Logical and Precedence

Something I was previously unaware of:

The reason for the two different variations of “and” and “or” operators is that they operate at different precedences.

PHP’s && vs. and have different precedence? Who thought this was a smart idea? What end or purpose could it possibly serve?

Yet another one of the things that just makes me smack my head. It does explain a few things — why I couldn’t do variable setting as I might in Perl, a la:

$var = $test || $default;

In this case, the test occurs first, setting $var = 1; Had I used:

$var = $test or $default;

All would have been fine.

How can someone think this is sane?

One Response to “Logical and Precedence”

  1. Timwi Says:

    Now I’m somewhat surprised about this.

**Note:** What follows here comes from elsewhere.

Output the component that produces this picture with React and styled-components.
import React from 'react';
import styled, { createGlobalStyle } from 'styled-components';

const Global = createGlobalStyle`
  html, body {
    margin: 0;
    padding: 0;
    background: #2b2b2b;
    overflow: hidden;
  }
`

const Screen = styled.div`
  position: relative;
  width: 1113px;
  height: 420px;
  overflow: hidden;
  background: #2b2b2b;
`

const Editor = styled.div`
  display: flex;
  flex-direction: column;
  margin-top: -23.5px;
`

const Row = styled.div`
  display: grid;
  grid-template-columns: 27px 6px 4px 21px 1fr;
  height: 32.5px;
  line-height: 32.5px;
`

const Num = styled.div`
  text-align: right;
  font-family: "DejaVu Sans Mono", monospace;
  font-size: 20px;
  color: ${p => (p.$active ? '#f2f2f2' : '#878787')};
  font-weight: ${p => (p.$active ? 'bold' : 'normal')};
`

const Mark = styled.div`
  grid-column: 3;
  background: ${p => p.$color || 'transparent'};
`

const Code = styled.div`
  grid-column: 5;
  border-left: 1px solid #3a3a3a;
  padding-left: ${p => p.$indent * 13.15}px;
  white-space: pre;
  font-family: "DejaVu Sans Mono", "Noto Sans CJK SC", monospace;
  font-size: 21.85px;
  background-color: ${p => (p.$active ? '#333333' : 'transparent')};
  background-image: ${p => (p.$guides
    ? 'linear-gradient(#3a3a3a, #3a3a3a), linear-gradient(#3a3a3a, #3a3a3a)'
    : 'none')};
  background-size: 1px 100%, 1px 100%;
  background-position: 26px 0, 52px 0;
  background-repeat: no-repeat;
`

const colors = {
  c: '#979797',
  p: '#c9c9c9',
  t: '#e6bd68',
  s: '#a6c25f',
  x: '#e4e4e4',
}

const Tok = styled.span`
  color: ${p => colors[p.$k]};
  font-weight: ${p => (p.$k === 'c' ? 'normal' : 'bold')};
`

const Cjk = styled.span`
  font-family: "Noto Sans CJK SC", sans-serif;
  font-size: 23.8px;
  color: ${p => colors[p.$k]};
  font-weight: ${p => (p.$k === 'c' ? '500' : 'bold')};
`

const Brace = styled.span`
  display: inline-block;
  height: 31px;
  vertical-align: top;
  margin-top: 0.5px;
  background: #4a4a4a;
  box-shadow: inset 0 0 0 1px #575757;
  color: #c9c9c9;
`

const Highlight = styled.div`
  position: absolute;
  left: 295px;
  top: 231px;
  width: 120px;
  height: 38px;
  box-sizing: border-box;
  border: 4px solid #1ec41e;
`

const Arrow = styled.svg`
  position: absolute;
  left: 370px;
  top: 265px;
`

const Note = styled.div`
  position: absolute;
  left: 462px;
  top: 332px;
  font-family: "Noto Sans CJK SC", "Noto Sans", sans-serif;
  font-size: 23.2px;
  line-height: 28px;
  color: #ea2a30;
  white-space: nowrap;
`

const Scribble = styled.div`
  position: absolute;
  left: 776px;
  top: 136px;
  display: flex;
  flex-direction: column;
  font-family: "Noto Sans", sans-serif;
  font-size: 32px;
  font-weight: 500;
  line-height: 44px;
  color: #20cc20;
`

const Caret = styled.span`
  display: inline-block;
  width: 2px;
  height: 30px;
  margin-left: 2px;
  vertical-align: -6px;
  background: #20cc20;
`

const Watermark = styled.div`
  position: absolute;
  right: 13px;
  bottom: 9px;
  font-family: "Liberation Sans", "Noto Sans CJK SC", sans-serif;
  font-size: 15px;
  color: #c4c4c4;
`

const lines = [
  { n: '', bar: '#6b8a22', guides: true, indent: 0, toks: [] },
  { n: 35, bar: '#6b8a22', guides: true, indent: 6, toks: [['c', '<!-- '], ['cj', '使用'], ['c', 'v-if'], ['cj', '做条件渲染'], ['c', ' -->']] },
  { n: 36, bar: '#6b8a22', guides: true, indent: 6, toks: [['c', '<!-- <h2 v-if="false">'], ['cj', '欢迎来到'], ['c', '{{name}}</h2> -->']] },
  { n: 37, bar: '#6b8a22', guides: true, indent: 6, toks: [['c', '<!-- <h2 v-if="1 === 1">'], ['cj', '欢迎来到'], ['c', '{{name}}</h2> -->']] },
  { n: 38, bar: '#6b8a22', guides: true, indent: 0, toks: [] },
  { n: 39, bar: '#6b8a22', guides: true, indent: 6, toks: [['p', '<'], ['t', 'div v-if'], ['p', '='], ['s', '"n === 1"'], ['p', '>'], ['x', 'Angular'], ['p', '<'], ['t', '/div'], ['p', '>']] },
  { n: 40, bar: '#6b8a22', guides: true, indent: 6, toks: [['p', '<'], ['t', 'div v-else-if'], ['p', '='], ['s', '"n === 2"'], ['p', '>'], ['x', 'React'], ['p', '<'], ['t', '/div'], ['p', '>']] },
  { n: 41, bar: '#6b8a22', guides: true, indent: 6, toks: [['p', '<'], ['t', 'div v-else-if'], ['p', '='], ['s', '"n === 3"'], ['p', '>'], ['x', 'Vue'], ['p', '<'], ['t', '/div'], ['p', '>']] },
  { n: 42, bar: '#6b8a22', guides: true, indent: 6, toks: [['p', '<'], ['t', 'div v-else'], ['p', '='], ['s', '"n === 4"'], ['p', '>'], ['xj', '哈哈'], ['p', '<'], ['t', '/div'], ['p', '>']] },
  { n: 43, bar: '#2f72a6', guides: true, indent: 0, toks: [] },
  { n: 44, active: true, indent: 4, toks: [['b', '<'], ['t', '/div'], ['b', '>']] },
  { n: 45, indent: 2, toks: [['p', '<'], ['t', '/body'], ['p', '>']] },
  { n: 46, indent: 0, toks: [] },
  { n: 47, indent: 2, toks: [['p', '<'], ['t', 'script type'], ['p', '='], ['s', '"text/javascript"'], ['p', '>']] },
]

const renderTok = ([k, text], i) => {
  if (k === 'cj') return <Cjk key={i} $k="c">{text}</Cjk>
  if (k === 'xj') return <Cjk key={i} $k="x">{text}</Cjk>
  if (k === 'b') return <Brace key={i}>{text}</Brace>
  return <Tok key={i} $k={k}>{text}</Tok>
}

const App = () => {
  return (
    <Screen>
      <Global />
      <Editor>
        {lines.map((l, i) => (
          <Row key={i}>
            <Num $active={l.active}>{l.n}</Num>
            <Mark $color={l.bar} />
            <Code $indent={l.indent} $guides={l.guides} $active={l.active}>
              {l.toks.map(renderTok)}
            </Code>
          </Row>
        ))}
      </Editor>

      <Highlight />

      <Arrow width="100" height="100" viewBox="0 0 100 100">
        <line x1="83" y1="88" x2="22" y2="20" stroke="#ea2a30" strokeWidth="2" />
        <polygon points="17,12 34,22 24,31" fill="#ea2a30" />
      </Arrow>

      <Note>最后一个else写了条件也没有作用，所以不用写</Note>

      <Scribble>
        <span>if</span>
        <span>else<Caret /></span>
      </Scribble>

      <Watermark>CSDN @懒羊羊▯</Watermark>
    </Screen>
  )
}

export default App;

As much as I hate disagreeing with an anti-PHP statement, but:

    • I can’t believe you would want for “$var = $test || $default;” to do the assignment first. That runs contrary to intuitive expectation as well as C/C++/C#/Java/everything else.
    • I’m surprised you ask “Who thought this was a smart idea?” when the answer is probably Larry Wall. The “two AND/OR operators with different precendence” idea comes from Perl, and PHP has copied it. PHP may have messed up other precedences (I wouldn’t be surprised), but the statement that = has a higher precendence than or but a lower precendence than || applies both to PHP and to Perl.